Having a Result[T, Err] monad that could represent either the data from a successful operation or an error. This can be generalised to the Either[A, B] monad too.

[–] serenity@lemmy.world 2 points 1 year ago* (last edited 1 year ago) (3 children)

Either[A, B] monad

Wait, that's all monads are? some generic class

Either

?

[–] oessessnex@programming.dev 10 points 1 year ago* (last edited 1 year ago)

Nope. Monads enable you to redefine how statements work.

Let's say you have a program and use an Error[T] data type which can either be Ok {Value: T} or Error:

var a = new Ok {Value = 1};
var b = foo();
return new Ok {Value = (a + b)};

Each statement has the following form:

var a = expr;
rest

You first evaluate the "expr" part and bind/store the result in variable a, and evaluate the "rest" of the program.

You could represent the same thing using an anonymous function you evaluate right away:

(a => rest)(expr);

In a normal statement you just pass the result of "expr" to the function directly. The monad allows you to redefine that part.

You instead write:

bind((a => rest), expr);

Here "bind" redefines how the result of expr is passed to the anonymous function.

If you implement bind as:

B bind(Func[A, B] f, A result_expr) {
   return f(result_expr);
}

Then you get normal statements.

If you implement bind as:

Error[B] bind(Func[A, Error[B]] f, Error[A] result_expr) {
   switch (result_expr) {
       case Ok { Value: var a}:
           return f(a);
       case Error:
           return Error;
   }
}

You get statements with error handling.

So in an above example if the result of foo() is Error, the result of the statement is Error and the rest of the program is not evaluated. Otherwise, if the result of foo() is Ok {Value = 3}, you pass 3 to the rest of the program and you get a final result Ok {Value = 4}.
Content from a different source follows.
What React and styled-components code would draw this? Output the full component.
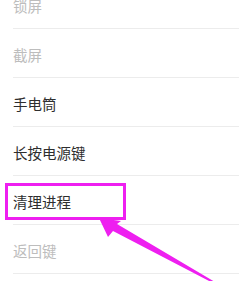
import React from 'react'
import styled, { createGlobalStyle } from 'styled-components'

const GlobalStyle = createGlobalStyle`
  html, body {
    margin: 0;
    padding: 0;
    background: #ffffff;
    overflow: hidden;
  }
  body {
    font-family: "Noto Sans CJK SC", "Noto Sans", sans-serif;
  }
`

const Page = styled.div`
  position: relative;
  width: 239px;
  height: 281px;
  overflow: hidden;
  background: #fff;
`

const List = styled.div`
  display: flex;
  flex-direction: column;
  margin-top: -20px;
  padding-left: 13px;
`

const Row = styled.div`
  display: flex;
  align-items: center;
  height: 49px;
  padding-top: 3px;
  box-sizing: border-box;
  border-bottom: 1px solid #ececec;
  font-size: 14.5px;
  color: ${p => (p.$disabled ? '#bdbdbd' : '#2e2e2e')};
`

const Highlight = styled.div`
  position: absolute;
  left: 5px;
  top: 183px;
  width: 121px;
  height: 37px;
  box-sizing: border-box;
  border: 3px solid #ee1ff0;
`

const Arrow = styled.svg`
  position: absolute;
  left: 0;
  top: 0;
`

const items = [
  { label: '锁屏', disabled: true },
  { label: '截屏', disabled: true },
  { label: '手电筒' },
  { label: '长按电源键' },
  { label: '清理进程' },
  { label: '返回键', disabled: true },
]

export default function App() {
  return (
    <>
      <GlobalStyle />
      <Page>
        <List>
          {items.map(item => (
            <Row key={item.label} $disabled={item.disabled}>{item.label}</Row>
          ))}
        </List>
        <Highlight />
        <Arrow width="239" height="281" viewBox="0 0 239 281">
          <polygon
            points="99,218 121,221 117,224 215,282 211,282 113,231 108,237"
            fill="#ee1ff0"
          />
        </Arrow>
      </Page>
    </>
  )
}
So the whole idea is that you hide the if Error part by redefining how the statements are interpreted.

[–] barsoap@lemm.ee 4 points 1 year ago* (last edited 1 year ago)

"Some generic class" with specific methods and laws, Monads are an algebraic structure and you want those laws included same as if you enable some type to use + you want to have a 0 somewhere and x + 0 == x to hold. Like "foo" + "" == "foo" in the case of strings, just as an example.
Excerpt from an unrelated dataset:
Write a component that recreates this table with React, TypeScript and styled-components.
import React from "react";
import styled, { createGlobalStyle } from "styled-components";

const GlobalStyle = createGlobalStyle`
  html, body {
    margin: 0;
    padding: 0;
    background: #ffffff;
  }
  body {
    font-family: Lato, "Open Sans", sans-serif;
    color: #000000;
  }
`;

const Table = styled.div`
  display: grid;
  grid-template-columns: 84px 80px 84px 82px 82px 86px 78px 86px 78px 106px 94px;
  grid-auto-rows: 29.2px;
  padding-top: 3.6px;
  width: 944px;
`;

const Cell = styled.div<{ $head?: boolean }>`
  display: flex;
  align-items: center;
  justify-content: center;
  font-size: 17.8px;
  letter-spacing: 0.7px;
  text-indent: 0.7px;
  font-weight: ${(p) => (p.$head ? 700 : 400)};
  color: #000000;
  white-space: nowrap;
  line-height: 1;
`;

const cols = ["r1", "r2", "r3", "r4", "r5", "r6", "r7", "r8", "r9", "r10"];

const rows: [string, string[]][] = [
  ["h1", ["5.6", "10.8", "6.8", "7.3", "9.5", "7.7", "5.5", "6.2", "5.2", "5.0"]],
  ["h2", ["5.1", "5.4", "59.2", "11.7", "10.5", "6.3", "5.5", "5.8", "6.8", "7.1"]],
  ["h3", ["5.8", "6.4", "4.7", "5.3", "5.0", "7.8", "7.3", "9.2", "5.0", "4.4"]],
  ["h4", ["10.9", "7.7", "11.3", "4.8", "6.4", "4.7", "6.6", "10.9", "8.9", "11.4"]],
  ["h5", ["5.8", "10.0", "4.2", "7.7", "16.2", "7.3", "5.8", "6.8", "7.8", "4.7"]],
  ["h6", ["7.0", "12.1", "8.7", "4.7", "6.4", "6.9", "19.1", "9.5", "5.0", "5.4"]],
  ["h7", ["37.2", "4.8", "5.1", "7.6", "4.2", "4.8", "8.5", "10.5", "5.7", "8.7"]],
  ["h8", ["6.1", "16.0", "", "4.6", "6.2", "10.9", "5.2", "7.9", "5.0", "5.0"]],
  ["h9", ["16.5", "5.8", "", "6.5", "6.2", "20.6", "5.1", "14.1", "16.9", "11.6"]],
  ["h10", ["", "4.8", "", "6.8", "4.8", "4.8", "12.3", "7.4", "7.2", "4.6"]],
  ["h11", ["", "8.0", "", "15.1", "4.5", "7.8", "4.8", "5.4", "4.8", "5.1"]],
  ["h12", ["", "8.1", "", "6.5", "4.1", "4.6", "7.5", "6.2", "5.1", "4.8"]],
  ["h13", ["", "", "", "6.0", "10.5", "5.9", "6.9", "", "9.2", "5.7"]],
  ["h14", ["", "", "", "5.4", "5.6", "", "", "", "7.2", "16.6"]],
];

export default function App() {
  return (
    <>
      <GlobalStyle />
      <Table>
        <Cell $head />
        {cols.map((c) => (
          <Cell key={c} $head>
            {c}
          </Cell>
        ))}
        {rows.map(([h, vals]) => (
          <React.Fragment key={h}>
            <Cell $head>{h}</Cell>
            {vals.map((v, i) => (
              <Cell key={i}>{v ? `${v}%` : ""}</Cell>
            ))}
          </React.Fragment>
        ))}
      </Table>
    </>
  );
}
In Rust, Result and Option actually are monads. Let's take Option as example:

  • pure x is Some(x)
  • a >>= b is a.and_then(b)

Then we have:

  • Left identity: Some(x).and_then(f)f(x)
  • Right identity: x.and_then(Some)x
  • Associativity: m.and_then(g).and_then(h)m.and_then(|x| g(x).and_then(h))

Why those laws? Because following them avoids surprises like x + 0 /= x.

Rust's type system isn't powerful enough to have a Monad trait (lack of HKTs) hence why you can't write code that works with any type that implements that kind of interface. Result names >>= and_then, just like Option does so the code reads the same but you'll have to choose between Option or Result in the type signature, the code can't be properly generic over it.

[–] m_f@midwest.social 2 points 1 year ago

This is the best explanation I've ever seen of monads: https://www.adit.io/posts/2013-04-17-functors,_applicatives,_and_monads_in_pictures.html

For some reason, you'll find a lot of really bad explanations of monads, like "programmable semi-colons". Ignore those, and check out the link.